Obi-Wan ignites his lightsaber before the gateways reopen, a display of Jedi foresight that perfectly illustrates the prescient powers of the Force in “show, don’t tell” visual storytelling. Tight close-ups of the lasers deactivating and the elder Jedi opening his eyes immediately key us back into the duel, followed by a clear, centered medium of Obi-Wan from behind with his sword raised and a repeat of the previous low wide-angle pan as he enters the gates. These brief shots accomplish two things—first, they continue his transition onscreen from student to master, giving him his own knightly “hero shot” and then echoing the same imagery used when Qui-Gon entered the same territory, allowing him to continue in his mentor’s footsteps while carrying his own unique traits. Second, they cement his connection as the audience’s surrogate for the duration of the duel, shooting mostly from behind, using the same tricks that Welles and Polanski did for Citizen Kane and Chinatown, showing us more of their detective’s backs than faces so filmgoers would identify with them easier. This is all the more relevant to the sequence to come, as Obi-Wan races forward but arrives just as the final gateway is closed, locking him out, meaning that all he can do is watch, just like us.
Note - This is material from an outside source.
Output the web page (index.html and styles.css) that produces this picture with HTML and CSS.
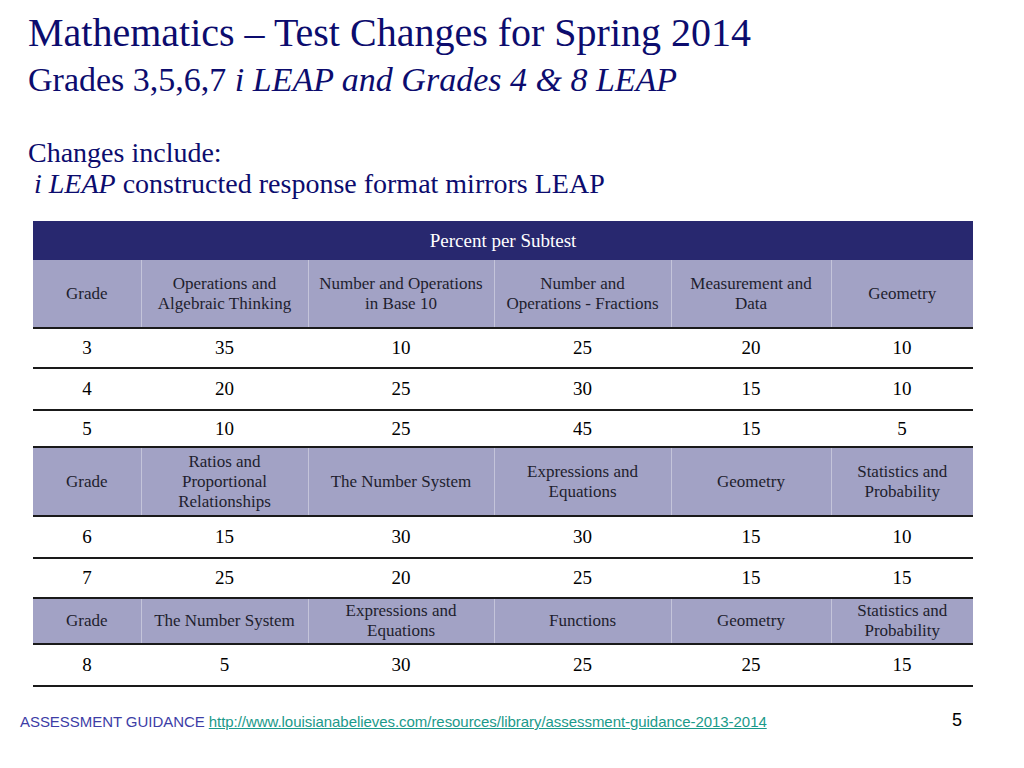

Lucas covers the action between Maul and Qui-Gon from a level medium-long take, the same viewpoint that young Kenobi watches from, only without the red gate in the way.
They and a brief high-angle capture the fighting, now with a newfound speed and fierceness, while also conveying the geography of the “black gleaming amphitheatre”-like room, akin to the Jedi Council and Galactic Senate chambers from this film, or the various Jedi and Rebel briefing rooms of episodes past and future. Throughout the Star Wars series, and especially in the Prequels, key actions are set in vast theatrical venues where high-perched camera angles become stand-ins for views from the nosebleed seats, like the pod-race on Tatooine, the gladiatorial-execution arena of AOTC and the posh Coruscant recital-hall where Palpatine tempts Anakin in ROTS (a scene reminiscent of similar dark opera moments in Coppola’s final Godfather film and De Palma’s The Untouchables). As Godard would later do in his cross-cutting between the ruins of a Greek amphitheatre and C-Span footage of the US Congress in Film Socialisme, Lucas illustrates the ancient link between theater and politics, how “democracy and tragedy were born in Athens”. Furthermore, they calls to attention the position of the film’s audience itself, not unlike various films by Fritz Lang– Dr. Baum’s rotunda lecture-hall from The Testament of Dr. Mabuse, courtroom screening in Fury, the Nazi-occupied Czech cinema that Brian Donlevy’s assassin escapes to in Hangmen Also Die (which The Phantom Menace at times recalls in its story of entire populations held hostage by bureaucratic invaders)– as well as others (Godard’s Vivre Sa Vie, Contempt and Alphaville especially). Like the door-wipes and frame-within-frame imagery, it reminds the audience that they are watching a film, but also invokes a longer memory to more ancient narrative delivery, an aspect evoked previously by C-3PO’s storytelling to the Ewoks in ROTJ. Lucas cuts between Obi-Wan, his POV and tighter shots of the duelists themselves, keeping up with their action but also looking in on a brief pause between the two, as if silently sizing up the differences in their characters.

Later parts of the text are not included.